-- Short exercise --
Please report every line from the material that contains the word "React".
------ Material ------
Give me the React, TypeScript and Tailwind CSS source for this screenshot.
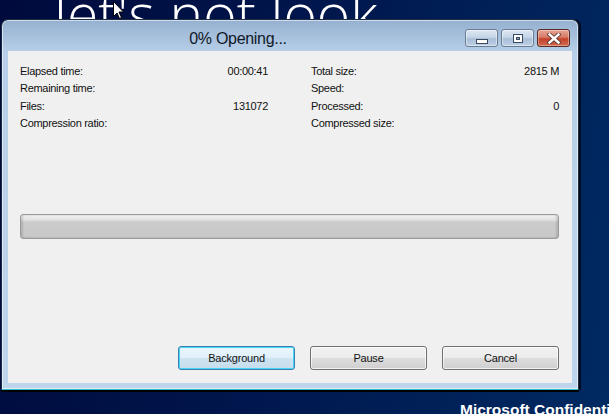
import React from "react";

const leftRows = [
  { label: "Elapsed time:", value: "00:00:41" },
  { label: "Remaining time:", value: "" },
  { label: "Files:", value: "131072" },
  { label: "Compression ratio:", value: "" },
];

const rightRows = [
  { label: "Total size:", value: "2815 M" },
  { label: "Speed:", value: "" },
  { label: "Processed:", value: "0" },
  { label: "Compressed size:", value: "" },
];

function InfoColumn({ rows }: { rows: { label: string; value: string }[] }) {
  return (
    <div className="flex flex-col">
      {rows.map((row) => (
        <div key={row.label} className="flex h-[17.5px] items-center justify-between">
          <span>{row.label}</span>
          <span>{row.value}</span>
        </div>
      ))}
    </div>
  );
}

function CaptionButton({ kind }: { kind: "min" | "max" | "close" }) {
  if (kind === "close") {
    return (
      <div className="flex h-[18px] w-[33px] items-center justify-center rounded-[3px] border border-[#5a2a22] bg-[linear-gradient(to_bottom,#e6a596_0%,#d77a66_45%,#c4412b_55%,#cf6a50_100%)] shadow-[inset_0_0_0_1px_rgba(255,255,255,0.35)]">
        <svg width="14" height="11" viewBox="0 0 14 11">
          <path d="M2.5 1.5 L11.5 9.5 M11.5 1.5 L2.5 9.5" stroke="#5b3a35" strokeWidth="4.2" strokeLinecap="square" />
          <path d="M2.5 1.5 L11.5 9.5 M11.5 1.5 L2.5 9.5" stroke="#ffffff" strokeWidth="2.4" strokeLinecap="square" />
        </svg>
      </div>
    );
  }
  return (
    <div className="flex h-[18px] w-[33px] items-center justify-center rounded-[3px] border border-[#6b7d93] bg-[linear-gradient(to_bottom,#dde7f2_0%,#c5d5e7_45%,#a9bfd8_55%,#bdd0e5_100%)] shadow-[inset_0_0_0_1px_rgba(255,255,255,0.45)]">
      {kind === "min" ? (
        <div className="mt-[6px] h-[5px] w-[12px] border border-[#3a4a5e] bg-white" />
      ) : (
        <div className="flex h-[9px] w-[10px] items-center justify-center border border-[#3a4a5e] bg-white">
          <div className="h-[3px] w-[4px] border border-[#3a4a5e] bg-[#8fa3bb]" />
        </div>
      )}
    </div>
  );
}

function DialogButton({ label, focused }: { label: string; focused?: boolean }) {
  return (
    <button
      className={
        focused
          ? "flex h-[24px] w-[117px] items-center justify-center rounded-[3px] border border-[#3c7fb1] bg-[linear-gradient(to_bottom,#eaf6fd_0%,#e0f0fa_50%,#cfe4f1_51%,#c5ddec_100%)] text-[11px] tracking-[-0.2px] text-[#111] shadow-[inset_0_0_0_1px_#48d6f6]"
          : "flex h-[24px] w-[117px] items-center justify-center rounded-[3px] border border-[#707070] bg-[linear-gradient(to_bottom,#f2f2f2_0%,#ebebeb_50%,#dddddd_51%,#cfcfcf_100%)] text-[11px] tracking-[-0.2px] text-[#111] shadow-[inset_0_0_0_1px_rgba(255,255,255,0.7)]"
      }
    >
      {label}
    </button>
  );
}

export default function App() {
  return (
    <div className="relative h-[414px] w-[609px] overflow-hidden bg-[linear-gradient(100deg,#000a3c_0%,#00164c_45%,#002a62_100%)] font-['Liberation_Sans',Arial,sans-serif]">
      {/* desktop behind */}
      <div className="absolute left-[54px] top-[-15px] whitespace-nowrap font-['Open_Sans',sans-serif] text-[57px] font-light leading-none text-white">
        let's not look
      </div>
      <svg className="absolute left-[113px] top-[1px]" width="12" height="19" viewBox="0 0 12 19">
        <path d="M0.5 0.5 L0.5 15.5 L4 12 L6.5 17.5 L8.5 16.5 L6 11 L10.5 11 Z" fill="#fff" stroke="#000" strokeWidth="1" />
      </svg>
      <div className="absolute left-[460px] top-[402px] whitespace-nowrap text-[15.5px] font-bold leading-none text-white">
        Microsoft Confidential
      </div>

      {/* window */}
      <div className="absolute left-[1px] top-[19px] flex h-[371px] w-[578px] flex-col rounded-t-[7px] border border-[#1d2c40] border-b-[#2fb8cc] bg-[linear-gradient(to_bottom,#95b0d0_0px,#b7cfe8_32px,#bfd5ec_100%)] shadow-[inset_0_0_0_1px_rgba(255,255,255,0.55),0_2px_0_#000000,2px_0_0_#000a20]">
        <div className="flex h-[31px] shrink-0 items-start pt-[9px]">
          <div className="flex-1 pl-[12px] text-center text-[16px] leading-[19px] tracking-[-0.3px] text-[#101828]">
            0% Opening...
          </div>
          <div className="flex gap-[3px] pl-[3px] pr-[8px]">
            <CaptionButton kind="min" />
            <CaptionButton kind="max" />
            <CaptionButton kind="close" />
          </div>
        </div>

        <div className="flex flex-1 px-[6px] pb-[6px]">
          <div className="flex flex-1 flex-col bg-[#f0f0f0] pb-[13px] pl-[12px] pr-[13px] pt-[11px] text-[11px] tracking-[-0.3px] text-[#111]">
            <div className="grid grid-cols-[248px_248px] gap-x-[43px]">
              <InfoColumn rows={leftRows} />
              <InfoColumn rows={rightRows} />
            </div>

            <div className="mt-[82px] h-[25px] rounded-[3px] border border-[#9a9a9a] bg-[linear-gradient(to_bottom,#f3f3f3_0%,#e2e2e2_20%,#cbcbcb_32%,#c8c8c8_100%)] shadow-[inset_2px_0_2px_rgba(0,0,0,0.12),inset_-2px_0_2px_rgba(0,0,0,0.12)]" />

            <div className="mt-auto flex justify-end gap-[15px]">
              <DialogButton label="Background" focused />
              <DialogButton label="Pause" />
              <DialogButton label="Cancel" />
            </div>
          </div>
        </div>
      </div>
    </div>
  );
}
------
-- Result for this task --
Give me the React, TypeScript and Tailwind CSS source for this screenshot.
import React from "react";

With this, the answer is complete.